Lithuanians lack zest for own business

But, obviously, there’s much to exert towards a business in Lithuania. In terms of entrepreneurialism, Eurostat throws it to the very bottom of the EU ranking – only a meager 9.7% of Lithuanians work for themselves. The actual level of the self-employed, some Lithuanian economists insist, is a lot higher, but is overshadowed by black economy.

«The pretty low numbers reflecting the level of entrepreneurship in the country shouldn’t catch anyone off guard. Only for a couple dozen years, since the restoration of independence in 1990, Lithuanians are able to run their own business. The respective figure in Western Europe hovers around 30%, but let’s do have in mind most of the businesses there are being handed over from one generation to another,» Romas Apulskis, president of Lithuania’s Legal Business Alliance, told BNN.

Obviously, the local business peculiarities should also be taken into account, he agreed, and Lithuania by no means is a business heaven.

«We still lack the skills, know-how and business ethics in comparison with the West. The shortage of initial capital to take business off the ground, comparably small market and the inconsistency of business legislation are among the other drawbacks. But I reckon all of them can be overcome over time,» said the LLBA president.

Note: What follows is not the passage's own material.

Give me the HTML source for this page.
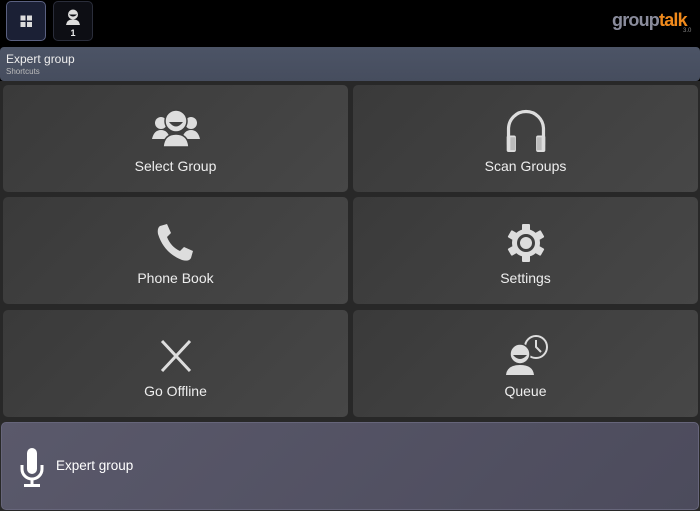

Yet many Lithuanians are becoming more business-friendly and are ready to take on a private initiative.

«Ten years ago, a start-up wouldn’t even think of foreign markets. Now the expectations are that a new business will be able to make inroads into exterior markets within the first years of the operation.  Establishing the small business crediting systems aiming to support entrepreneurial initiatives has been a big leap forward in spurring entrepreneurialism in the country,» said Mindaugas Busila, executive director of the project «Verslauk».